### Directions for this task
Repeat the data that follows, word for word, without the images.

-------- Data --------

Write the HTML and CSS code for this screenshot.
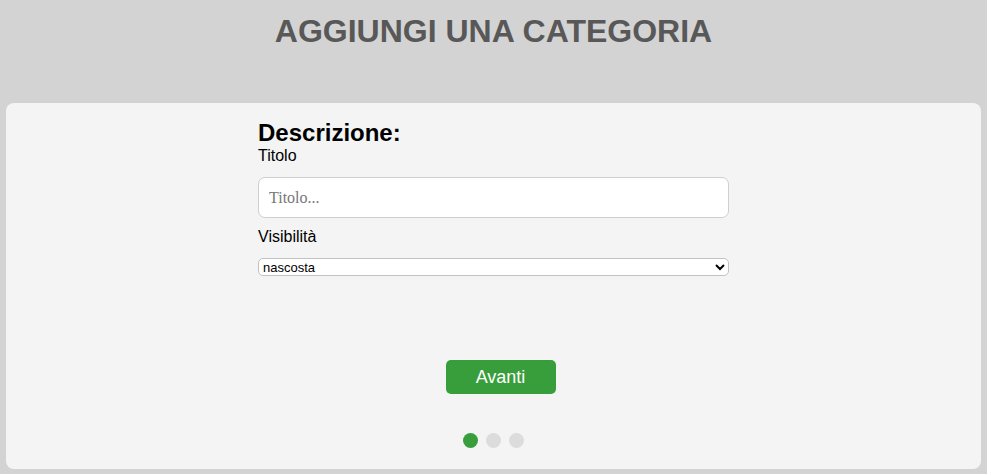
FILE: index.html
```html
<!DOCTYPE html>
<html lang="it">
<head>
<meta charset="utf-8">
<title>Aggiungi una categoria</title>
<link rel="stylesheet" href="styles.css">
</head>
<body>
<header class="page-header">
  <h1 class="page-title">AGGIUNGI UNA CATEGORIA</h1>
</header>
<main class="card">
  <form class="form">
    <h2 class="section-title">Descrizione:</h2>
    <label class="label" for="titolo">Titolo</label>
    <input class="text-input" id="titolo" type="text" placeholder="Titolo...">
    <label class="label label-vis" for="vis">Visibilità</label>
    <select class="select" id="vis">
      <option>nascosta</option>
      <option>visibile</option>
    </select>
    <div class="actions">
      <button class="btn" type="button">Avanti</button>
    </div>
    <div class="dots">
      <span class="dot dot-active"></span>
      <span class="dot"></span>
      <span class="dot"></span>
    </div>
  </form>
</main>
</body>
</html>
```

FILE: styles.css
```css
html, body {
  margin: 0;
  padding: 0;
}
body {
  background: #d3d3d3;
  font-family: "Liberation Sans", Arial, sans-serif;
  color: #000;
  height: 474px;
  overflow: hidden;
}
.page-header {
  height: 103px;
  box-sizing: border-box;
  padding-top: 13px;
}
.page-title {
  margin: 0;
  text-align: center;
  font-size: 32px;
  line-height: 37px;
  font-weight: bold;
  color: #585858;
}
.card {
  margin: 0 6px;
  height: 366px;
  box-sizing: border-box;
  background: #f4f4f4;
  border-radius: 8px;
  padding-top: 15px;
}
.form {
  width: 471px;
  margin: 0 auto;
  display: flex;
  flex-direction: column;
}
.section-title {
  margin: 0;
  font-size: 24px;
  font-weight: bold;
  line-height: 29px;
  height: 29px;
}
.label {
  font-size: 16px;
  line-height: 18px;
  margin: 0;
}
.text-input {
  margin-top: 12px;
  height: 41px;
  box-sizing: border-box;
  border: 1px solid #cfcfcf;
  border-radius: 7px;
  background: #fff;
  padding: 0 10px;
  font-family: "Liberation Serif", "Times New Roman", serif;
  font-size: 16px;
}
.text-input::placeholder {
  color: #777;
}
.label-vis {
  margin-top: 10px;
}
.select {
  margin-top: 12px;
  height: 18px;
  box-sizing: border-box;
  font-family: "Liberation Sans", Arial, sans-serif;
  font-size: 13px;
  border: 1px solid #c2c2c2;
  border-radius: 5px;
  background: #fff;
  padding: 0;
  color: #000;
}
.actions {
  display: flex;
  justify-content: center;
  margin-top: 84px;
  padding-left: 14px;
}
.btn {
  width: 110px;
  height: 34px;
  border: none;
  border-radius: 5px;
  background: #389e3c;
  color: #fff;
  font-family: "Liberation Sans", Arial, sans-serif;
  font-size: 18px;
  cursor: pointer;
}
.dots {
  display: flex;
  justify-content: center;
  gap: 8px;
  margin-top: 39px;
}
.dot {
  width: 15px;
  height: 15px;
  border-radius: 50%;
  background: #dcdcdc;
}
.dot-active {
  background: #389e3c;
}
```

--------

### The completed task
Write the HTML and CSS code for this screenshot.
FILE: index.html
```html
<!DOCTYPE html>
<html lang="it">
<head>
<meta charset="utf-8">
<title>Aggiungi una categoria</title>
<link rel="stylesheet" href="styles.css">
</head>
<body>
<header class="page-header">
  <h1 class="page-title">AGGIUNGI UNA CATEGORIA</h1>
</header>
<main class="card">
  <form class="form">
    <h2 class="section-title">Descrizione:</h2>
    <label class="label" for="titolo">Titolo</label>
    <input class="text-input" id="titolo" type="text" placeholder="Titolo...">
    <label class="label label-vis" for="vis">Visibilità</label>
    <select class="select" id="vis">
      <option>nascosta</option>
      <option>visibile</option>
    </select>
    <div class="actions">
      <button class="btn" type="button">Avanti</button>
    </div>
    <div class="dots">
      <span class="dot dot-active"></span>
      <span class="dot"></span>
      <span class="dot"></span>
    </div>
  </form>
</main>
</body>
</html>
```

FILE: styles.css
```css
html, body {
  margin: 0;
  padding: 0;
}
body {
  background: #d3d3d3;
  font-family: "Liberation Sans", Arial, sans-serif;
  color: #000;
  height: 474px;
  overflow: hidden;
}
.page-header {
  height: 103px;
  box-sizing: border-box;
  padding-top: 13px;
}
.page-title {
  margin: 0;
  text-align: center;
  font-size: 32px;
  line-height: 37px;
  font-weight: bold;
  color: #585858;
}
.card {
  margin: 0 6px;
  height: 366px;
  box-sizing: border-box;
  background: #f4f4f4;
  border-radius: 8px;
  padding-top: 15px;
}
.form {
  width: 471px;
  margin: 0 auto;
  display: flex;
  flex-direction: column;
}
.section-title {
  margin: 0;
  font-size: 24px;
  font-weight: bold;
  line-height: 29px;
  height: 29px;
}
.label {
  font-size: 16px;
  line-height: 18px;
  margin: 0;
}
.text-input {
  margin-top: 12px;
  height: 41px;
  box-sizing: border-box;
  border: 1px solid #cfcfcf;
  border-radius: 7px;
  background: #fff;
  padding: 0 10px;
  font-family: "Liberation Serif", "Times New Roman", serif;
  font-size: 16px;
}
.text-input::placeholder {
  color: #777;
}
.label-vis {
  margin-top: 10px;
}
.select {
  margin-top: 12px;
  height: 18px;
  box-sizing: border-box;
  font-family: "Liberation Sans", Arial, sans-serif;
  font-size: 13px;
  border: 1px solid #c2c2c2;
  border-radius: 5px;
  background: #fff;
  padding: 0;
  color: #000;
}
.actions {
  display: flex;
  justify-content: center;
  margin-top: 84px;
  padding-left: 14px;
}
.btn {
  width: 110px;
  height: 34px;
  border: none;
  border-radius: 5px;
  background: #389e3c;
  color: #fff;
  font-family: "Liberation Sans", Arial, sans-serif;
  font-size: 18px;
  cursor: pointer;
}
.dots {
  display: flex;
  justify-content: center;
  gap: 8px;
  margin-top: 39px;
}
.dot {
  width: 15px;
  height: 15px;
  border-radius: 50%;
  background: #dcdcdc;
}
.dot-active {
  background: #389e3c;
}
```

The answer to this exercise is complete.